Sonilo removes that layer entirely.

Upload a video, and Sonilo analyzes the structure, pacing, and emotional arc of the footage to compose original music that matches automatically — in seconds, without a single text prompt. In our internal evaluations on a 200-clip benchmark across narrative, advertising, and travel footage, the model produced a usable first-pass soundtrack on 87% of clips, where "usable" means an editor accepted it without regeneration.

Every generation produces multiple soundtrack directions for the same footage, typically three to four distinct emotional interpretations, allowing creators to compare options instantly rather than searching through endless libraries or tweaking prompts.

The music is generated to the exact duration of the video automatically — accurate to within ±0.3 seconds in our tests — designed to feel composed for the footage instead of retrofitted onto it.

This is not background music generation. It is soundtrack generation built for the timeline.

Built for the Next Generation of Creative Tools

As AI video rapidly evolves, one thing has become increasingly clear: visual generation is scaling faster than audio infrastructure.

Millions of videos can now be generated instantly. But finding music that actually fits those videos still depends on workflows designed for the pre-AI era.

We believe the next generation of creative tools will not treat music as a separate asset layer. Music should adapt dynamically to the content itself. That belief is why Sonilo exists, and why launching on fal.ai feels especially meaningful.

fal.ai has become one of the core infrastructure platforms powering the generative media ecosystem, serving over 2.5 million developers and partnering with companies like Amazon MGM Studios, Canva, and Adobe to deploy high-performance AI models at production scale. By making Sonilo available through fal.ai, we're enabling builders to integrate soundtrack intelligence directly into AI video pipelines, creator tools, editing platforms, and multimodal workflows — with the same warm-inference latency profile (typically sub-second cold paths on optimized endpoints) that production teams have come to expect from the platform.

The future of video creation is not just AI-generated visuals. It's fully adaptive audiovisual generation.

Why Licensed AI Matters

The AI music industry has largely treated licensing as a problem to solve later. We disagreed with that approach from the beginning.

Every Sonilo model is trained on professionally licensed content where artists have consented to participation and are compensated for their work. The contrast with the broader industry is no longer theoretical: the RIAA's 2024 actions accused unlicensed generators of "mass infringement of copyrighted sound recordings on an almost unimaginable scale," and the subsequent Warner and Universal settlements have effectively redrawn the map — licensed foundations are no longer optional for any team that wants to ship into commercial workflows.

We believe creative infrastructure cannot become truly foundational if creators themselves are excluded from the value chain.

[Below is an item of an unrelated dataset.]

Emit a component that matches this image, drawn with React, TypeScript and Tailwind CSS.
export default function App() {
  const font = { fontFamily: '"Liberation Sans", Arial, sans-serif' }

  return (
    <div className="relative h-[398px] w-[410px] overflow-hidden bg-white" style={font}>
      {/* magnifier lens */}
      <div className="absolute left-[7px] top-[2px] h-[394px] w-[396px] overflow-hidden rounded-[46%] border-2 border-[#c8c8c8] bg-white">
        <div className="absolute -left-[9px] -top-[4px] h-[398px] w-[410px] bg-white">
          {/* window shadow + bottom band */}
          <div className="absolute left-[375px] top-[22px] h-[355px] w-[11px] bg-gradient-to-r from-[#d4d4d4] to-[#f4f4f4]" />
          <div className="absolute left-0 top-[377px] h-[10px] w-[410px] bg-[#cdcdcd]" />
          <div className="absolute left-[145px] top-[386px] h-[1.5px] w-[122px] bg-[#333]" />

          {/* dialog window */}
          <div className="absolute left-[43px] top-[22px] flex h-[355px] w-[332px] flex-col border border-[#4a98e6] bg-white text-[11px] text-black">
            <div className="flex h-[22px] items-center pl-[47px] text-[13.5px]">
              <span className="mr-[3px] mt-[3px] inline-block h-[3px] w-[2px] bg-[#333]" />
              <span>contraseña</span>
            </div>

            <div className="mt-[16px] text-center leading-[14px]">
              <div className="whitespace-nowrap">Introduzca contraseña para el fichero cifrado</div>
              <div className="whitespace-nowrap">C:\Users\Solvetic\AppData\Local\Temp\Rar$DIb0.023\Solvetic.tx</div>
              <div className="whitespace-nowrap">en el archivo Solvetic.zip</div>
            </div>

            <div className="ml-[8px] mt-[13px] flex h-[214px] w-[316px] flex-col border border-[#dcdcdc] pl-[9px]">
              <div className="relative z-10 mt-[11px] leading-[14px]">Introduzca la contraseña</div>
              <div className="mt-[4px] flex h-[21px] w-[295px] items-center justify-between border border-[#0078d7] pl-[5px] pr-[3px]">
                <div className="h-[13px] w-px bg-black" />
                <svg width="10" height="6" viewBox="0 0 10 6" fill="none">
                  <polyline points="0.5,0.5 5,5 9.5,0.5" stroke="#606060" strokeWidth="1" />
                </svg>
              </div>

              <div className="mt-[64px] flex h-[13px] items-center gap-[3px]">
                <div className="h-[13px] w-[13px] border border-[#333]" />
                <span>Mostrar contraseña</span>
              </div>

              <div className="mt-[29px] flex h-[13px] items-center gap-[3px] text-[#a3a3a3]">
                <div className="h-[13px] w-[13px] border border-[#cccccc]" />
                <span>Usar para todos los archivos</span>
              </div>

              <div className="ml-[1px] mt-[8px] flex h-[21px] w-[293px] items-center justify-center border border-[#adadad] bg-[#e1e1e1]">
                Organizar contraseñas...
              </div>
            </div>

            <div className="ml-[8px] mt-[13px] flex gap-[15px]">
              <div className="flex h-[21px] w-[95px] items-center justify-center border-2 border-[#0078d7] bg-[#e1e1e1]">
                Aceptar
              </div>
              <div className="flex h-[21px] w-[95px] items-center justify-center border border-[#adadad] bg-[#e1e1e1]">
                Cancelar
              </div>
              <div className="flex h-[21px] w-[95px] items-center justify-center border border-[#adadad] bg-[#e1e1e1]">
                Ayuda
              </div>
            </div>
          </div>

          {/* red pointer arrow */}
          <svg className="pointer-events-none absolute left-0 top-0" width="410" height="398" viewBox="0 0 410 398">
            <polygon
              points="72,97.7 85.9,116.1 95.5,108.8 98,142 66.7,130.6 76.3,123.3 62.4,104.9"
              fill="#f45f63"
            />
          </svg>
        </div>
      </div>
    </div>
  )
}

This is not simply a legal distinction. It is a product philosophy.

Creative tools shape creative culture. The systems built today will influence how music is created, distributed, and valued for the next decade. We believe that future should be built with artists, not against them.

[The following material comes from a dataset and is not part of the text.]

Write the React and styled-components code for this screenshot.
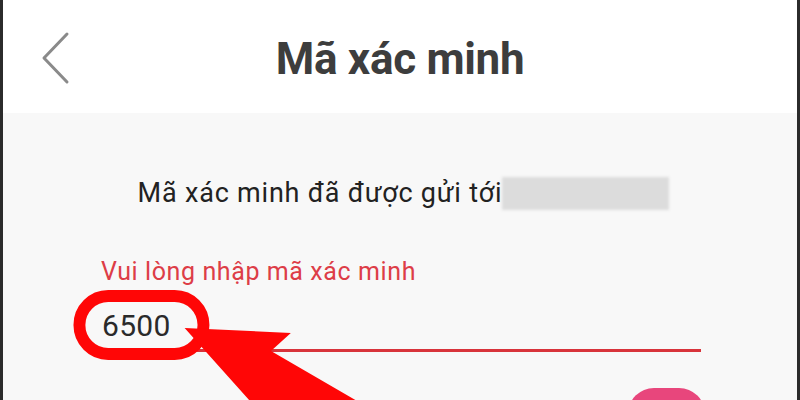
import React from 'react';
import styled, { createGlobalStyle } from 'styled-components';

const GlobalStyle = createGlobalStyle`
    html, body {
        margin: 0;
        padding: 0;
        background: #ffffff;
    }
    body {
        font-family: Roboto, "Noto Sans", "Liberation Sans", sans-serif;
    }
`;

function App() {
    return (
    <Frame>
        <GlobalStyle />
        <Header>
            <BackButton aria-label="Quay lại">
                <svg width="32" height="54" viewBox="0 0 32 54">
                    <polyline points="27,3 4,27 27,51" fill="none" stroke="#8a8a8a" strokeWidth="3" strokeLinecap="round" strokeLinejoin="round" />
                </svg>
            </BackButton>
            <Title>Mã xác minh</Title>
            <div />
        </Header>

        <Body>
            <SentLine>
                <span>Mã xác minh đã được gửi tới</span>
                <Masked />
            </SentLine>

            <Field>
                <Label>Vui lòng nhập mã xác minh</Label>
                <Value>6500</Value>
                <Underline />
            </Field>

            <ButtonRow>
                <NextButton />
            </ButtonRow>
        </Body>

        <Annotation viewBox="0 0 800 400" preserveAspectRatio="none">
            <rect x="77" y="296" width="125" height="58" rx="29" fill="none" stroke="#ff0606" strokeWidth="12" />
            <polygon points="183,328 290,333 270,351 480,472 440,540 285,420 275,430" fill="#ff0606" />
        </Annotation>
    </Frame>
    )
}

export default App;

const Frame = styled.div`
    position: relative;
    width: 800px;
    height: 400px;
    box-sizing: border-box;
    border-left: 3px solid #2b2b2b;
    border-right: 3px solid #2b2b2b;
    overflow: hidden;
    background: #f8f8f8;
`;

const Header = styled.header`
    height: 113px;
    background: #ffffff;
    display: grid;
    grid-template-columns: 1fr auto 1fr;
    align-items: center;
    padding: 0 37px;
    box-sizing: border-box;
`;

const BackButton = styled.button`
    border: 0;
    background: none;
    padding: 0;
    margin-top: 3px;
    width: 32px;
    height: 54px;
    display: flex;
    justify-self: start;
`;

const Title = styled.h1`
    margin: 4px 0 0 0;
    font-size: 44px;
    font-weight: 700;
    color: #3d3d3d;
    letter-spacing: -0.3px;
`;

const Body = styled.main`
    padding: 63px 92px 0 95px;
    display: flex;
    flex-direction: column;
`;

const SentLine = styled.div`
    display: flex;
    justify-content: center;
    align-items: center;
    font-size: 27px;
    line-height: 34px;
    letter-spacing: 0.8px;
    color: #222222;
    margin-left: 4px;
`;

const Masked = styled.div`
    width: 167px;
    height: 33px;
    background: #dcdcdc;
    filter: blur(1.5px);
`;

const Field = styled.div`
    display: flex;
    flex-direction: column;
    margin-top: 48px;
    margin-right: 4px;
`;

const Label = styled.div`
    font-size: 25px;
    line-height: 28px;
    letter-spacing: 0.6px;
    color: #dd3d47;
    margin-left: 3px;
`;

const Value = styled.div`
    margin-top: 22px;
    margin-left: 4px;
    font-size: 30px;
    line-height: 36px;
    font-weight: 400;
    letter-spacing: 0.3px;
    color: #2a2a2a;
`;

const Underline = styled.div`
    height: 3px;
    margin-top: 5px;
    background: #d8333b;
`;

const ButtonRow = styled.div`
    display: flex;
    justify-content: flex-end;
    margin-top: 36px;
`;

const NextButton = styled.button`
    width: 77px;
    height: 60px;
    border: 0;
    border-radius: 26px;
    background: #e8467c;
`;

const Annotation = styled.svg`
    position: absolute;
    inset: 0;
    width: 100%;
    height: 100%;
    pointer-events: none;
`;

No gray areas. No retroactive fixes. No "move fast and apologize later."

Just original music generated for original videos — on a professionally licensed foundation from day one.

sonilo user interface

The Soundtrack Every Video Needs

Sonilo exists because we felt a gap long before we could fully describe it. A video can be visually complete and emotionally unfinished at the same time. Music is often the difference between content that is watched and content that is felt.

But the process of finding that music has remained unnecessarily difficult for far too long. We believe every original video deserves an equally original soundtrack. Not pulled from a stock library. Not copied from existing artists. Not manually forced into place.

But composed specifically for that moment, that pacing, and that story. That's the future we're building. And today, we're excited to start building it together with fal.ai.

Frequently Asked Questions

How does Sonilo handle videos with existing dialogue or sound effects?

Sonilo's analysis focuses on visual signals — pacing, motion, transitions, and emotional arc — and is robust to footage with existing audio. The model generates the score as a separate stem so editors can mix it under existing dialogue or VO at their own levels, rather than producing a flattened mixdown that locks in volume relationships.

Can the generated soundtrack be used commercially without additional clearances?

Yes. Because Sonilo's training corpus is professionally licensed at the source and artists are compensated under the participation framework, outputs are cleared for commercial use under the terms of the deployment plan. This is structurally different from outputs produced by training pipelines currently subject to active copyright litigation — where the commercial-use question remains legally unresolved.

What video formats and durations does the fal.ai endpoint support?

The v1.0 endpoint accepts standard MP4 and MOV inputs and is tuned for clips between 5 and 180 seconds, which covers the bulk of advertising, social, and short-narrative use cases. For longer-form footage, we recommend segmenting at scene boundaries — the model's structural analysis is most accurate when the clip represents a coherent narrative beat rather than a multi-scene reel.